Then use any editor you like to read it.

What I mean by a WinRAID is to use Windows to create a dynamic disk (only possible if it is still empty!) and then create a striped volume.

You'll have to leave a few megs alone at the start for the OS to load, since it can't boot from a striped volume.

Yes, it's a lot of bother, but in my opinion still safer than trusting your OS to a fake-RAID setup.

----------

## Terrax

Here you are  :Smile: 

 *Quote:*   

> 
> 
> iveReady SeekComplete Error }
> 
> hdi: task_in_intr: error=0x10 { SectorIdNotFound }, LBAsect=366089352, high=21, low=13767816, sector=366089352
> ...

----------

## Terrax

Hmm, the livecd is booting up with no errors. And its finding the raid arrays.

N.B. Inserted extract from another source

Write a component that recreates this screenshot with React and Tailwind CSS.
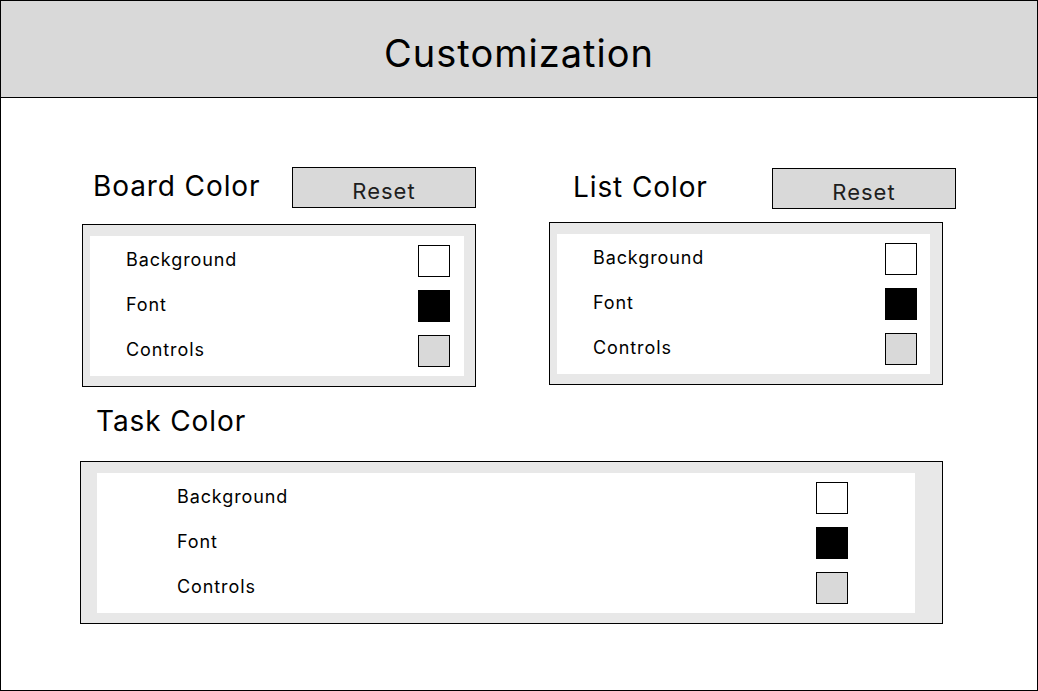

But on the livecd the name of the two sata disk isnt hdi and hdk. Its sda and sdb. Is it there the problem lies?

----------

## Terrax

Okay I found out myself what was wrong. 

It was a bad nvidia driver, which were installed in kernel. I used before the nvidia-ide driver under ATA etc. devices. You had to use the nvidia driver under SCSI devices. Now it is working. And the two drives is now named sda and sdb.

----------